Среди всех глав Внешнего раздела глава "Осенний разлив" кажется наиболее цельной и близкой текстам Внутреннего раздела. Так, пространный диалог духа реки и духа океана развивает и уточняет многие положения, высказанные в первых двух главах книги. В помещенных следом диалогах угадывается неповторимый гений самого Чжуан-цзы -- блестящего полемиста и иронического фантазера.

[93] В тексте буквально: "с человеком одного угла", т. е. человеком, признающим только один способ познания истины.

[94] Пять Царей и Три Правителя -- вошедшее в традицию общее название мудрых правителей древности.

[95] Данное суждение принадлежало Хуэй Ши.

[96] Скакун Хуалю -- легендарный конь, прославившийся своей резвостью.

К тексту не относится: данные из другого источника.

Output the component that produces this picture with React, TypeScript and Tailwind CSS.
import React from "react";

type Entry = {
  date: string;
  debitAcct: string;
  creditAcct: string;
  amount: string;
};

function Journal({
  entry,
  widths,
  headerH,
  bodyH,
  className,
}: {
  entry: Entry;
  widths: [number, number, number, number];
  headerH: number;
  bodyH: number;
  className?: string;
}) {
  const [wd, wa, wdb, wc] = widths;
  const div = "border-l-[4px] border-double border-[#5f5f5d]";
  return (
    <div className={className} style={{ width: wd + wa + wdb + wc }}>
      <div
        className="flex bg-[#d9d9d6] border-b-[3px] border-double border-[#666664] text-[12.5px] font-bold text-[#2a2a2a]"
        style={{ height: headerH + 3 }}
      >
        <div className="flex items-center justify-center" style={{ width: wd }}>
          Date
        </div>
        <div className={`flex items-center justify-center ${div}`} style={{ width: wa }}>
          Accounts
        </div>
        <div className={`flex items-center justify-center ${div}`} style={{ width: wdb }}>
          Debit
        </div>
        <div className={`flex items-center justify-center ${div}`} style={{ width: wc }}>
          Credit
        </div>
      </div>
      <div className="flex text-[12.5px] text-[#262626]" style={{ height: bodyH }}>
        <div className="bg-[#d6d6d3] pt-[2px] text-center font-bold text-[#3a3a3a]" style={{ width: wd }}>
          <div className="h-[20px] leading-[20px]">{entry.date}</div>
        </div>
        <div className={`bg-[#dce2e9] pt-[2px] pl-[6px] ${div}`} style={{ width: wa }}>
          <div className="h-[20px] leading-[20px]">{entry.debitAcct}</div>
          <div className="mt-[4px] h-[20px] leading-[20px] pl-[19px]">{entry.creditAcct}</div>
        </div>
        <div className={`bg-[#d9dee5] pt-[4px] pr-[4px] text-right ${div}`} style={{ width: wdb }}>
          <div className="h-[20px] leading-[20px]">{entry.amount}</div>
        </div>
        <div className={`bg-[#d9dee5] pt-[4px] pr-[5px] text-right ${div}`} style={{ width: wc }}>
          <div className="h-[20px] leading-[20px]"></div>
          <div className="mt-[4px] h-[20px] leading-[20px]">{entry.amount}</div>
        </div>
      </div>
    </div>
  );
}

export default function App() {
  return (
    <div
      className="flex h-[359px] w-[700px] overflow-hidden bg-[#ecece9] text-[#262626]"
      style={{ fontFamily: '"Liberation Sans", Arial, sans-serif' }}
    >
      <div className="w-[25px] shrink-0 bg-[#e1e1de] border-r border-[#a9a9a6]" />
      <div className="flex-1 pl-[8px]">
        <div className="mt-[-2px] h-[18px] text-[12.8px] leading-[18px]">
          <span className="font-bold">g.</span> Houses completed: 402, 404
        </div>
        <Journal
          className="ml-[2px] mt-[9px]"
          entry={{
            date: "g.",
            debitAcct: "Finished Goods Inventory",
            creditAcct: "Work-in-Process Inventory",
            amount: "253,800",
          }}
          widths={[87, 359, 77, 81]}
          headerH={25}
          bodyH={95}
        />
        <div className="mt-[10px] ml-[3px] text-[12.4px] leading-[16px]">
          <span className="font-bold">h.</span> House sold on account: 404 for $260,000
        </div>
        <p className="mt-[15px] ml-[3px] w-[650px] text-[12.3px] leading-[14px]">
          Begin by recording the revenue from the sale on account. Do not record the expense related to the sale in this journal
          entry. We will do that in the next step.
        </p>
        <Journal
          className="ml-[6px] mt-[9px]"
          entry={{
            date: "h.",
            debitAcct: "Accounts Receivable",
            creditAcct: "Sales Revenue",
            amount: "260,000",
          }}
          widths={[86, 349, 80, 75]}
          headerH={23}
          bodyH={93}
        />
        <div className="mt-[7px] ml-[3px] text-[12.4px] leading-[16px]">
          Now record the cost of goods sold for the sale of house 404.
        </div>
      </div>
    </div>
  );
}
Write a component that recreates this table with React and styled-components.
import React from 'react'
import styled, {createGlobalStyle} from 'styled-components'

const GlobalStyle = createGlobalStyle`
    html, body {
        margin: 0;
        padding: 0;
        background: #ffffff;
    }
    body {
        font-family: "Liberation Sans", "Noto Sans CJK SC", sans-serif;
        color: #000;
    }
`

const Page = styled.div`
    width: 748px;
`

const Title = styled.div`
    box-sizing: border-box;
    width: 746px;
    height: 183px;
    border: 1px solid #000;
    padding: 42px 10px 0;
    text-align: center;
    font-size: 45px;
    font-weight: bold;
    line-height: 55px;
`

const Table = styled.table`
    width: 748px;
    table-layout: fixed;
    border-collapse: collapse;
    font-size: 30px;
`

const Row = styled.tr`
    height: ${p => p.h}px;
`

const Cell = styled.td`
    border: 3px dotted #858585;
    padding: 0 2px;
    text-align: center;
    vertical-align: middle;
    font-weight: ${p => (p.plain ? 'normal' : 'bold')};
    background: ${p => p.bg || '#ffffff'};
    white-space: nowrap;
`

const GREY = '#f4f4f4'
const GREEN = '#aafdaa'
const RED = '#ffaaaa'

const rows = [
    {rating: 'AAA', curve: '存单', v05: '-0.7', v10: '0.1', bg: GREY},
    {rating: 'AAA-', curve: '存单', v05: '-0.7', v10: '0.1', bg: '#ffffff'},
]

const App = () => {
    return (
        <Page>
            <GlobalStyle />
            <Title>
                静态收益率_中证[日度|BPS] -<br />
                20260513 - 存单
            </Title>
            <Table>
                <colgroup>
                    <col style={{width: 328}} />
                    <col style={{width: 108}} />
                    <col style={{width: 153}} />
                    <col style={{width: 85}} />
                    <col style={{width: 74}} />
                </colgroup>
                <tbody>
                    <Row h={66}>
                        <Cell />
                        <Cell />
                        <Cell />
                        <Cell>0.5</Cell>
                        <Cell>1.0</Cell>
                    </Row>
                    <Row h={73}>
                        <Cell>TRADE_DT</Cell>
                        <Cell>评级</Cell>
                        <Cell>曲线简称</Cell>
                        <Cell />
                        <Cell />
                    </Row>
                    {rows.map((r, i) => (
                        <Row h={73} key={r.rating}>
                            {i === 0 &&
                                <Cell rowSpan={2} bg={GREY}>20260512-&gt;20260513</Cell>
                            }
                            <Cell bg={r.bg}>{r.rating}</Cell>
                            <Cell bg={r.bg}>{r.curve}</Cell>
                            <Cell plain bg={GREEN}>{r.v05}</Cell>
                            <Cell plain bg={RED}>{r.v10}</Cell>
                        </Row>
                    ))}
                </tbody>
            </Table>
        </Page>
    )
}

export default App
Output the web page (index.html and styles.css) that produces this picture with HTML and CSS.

[97] В этом кульминационном пункте диалога Хэбо и Духа Океана полезно уточнить основные выводы их беседы. Вначале Чжуан-цзы обосновывает тезис о нереальности всех различий, направленный против софиста Гуньсунь Луна -главного объекта критики Чжуан-цзы среди "любителей рассуждать". Различия между вещами, доказывает даосский философ, невозможно установить ни на основе данных чувственного восприятия, ни путем отвлеченных размышлений. Но затем Чжуан-цзы подвергает критике и сформулированное Хуэй Ши понятие нераздельного единства: такое единство не может быть логически обосновано. В итоге Чжуан-цзы воздерживается от окончательного суждения о сущности вещей, принимая идею само-противоречивой реальности (реальности как превращения) и миогосмысленности естественной речи. Своими "нелепыми суждениями", разговорами "вокруг да около" он внушает опыт внутренней уверенности в присутствии правды, предстающей вездесущей иллюзией, вселенским сном. Практический вывод из рассуждений Чжуан-цзы состоит в призвании относительности всех ценностей. Но что в таком случае ценного в самом Пути? Чжуан-цаы вынужден обращаться к внутреннему постижению: мудрый живет и говорит "как все", но, пребывая в этом нескончаемом сне людского мнения, он "осознает порядок природы" и способен безошибочно определять значение всякого события, блюсти "равновесие вещей". Поэтому он "не терпит никакого урона". Перед нами, конечно, не столько умозрительный вывод, сколько призыв "найти себя" в повседневной жизни. Последнее слово Чжуан-цзы вновь облекается в оболочку метафоры: "Небесная" правда уподобляется биологической данности жизни, каковая символизирует реальность, предваряющую всякое знание и опыт.

[98] Одноногий Куй -- мифическое животное, похожее на быка, но с одной ногой.

[99] Этот диалог Чжуан-цзы с его извечным другом-оппонентом Хуэй Ши дает повод уточнить позицию даосского философа. Утверждая, что знать "чужую радость" невозможно и что, следовательно, можно знать лишь "свою радость", Хуэй Ши смешивает логическое и фактическое. Его утверждение сообщает лишь о способе употребления слов. Чжуан-цзы принимает правила игры, предложенные его собеседником, но делает прямо противоположный вывод: всякое непроизвольное высказывание и в самом деле есть непосредственное свидетельствование о реальности. Диалог Чжуан-цзы и Хуэй Ши подчеркивает контраст между честолюбивым интеллектуалом, находящим удовольствие в разоблачении людских "предрассудков", и скромным мудрецом, живущим "всеобщей радостью", даже если это радость бабочки или рыбки. Мы видим в этом диалоге еще и контраст между искусственной заинтересованностью сугубо умозрительными проблемами и открытостью миру, в котором реализуется жизнь каждого существа.

[100] Однажды Конфуция спутали с беглым диктатором царства Лу Ян Ху, который обладал внешним сходством со знаменитым мудрецом. Эта ошибка едва не стоила Конфуцию жизни.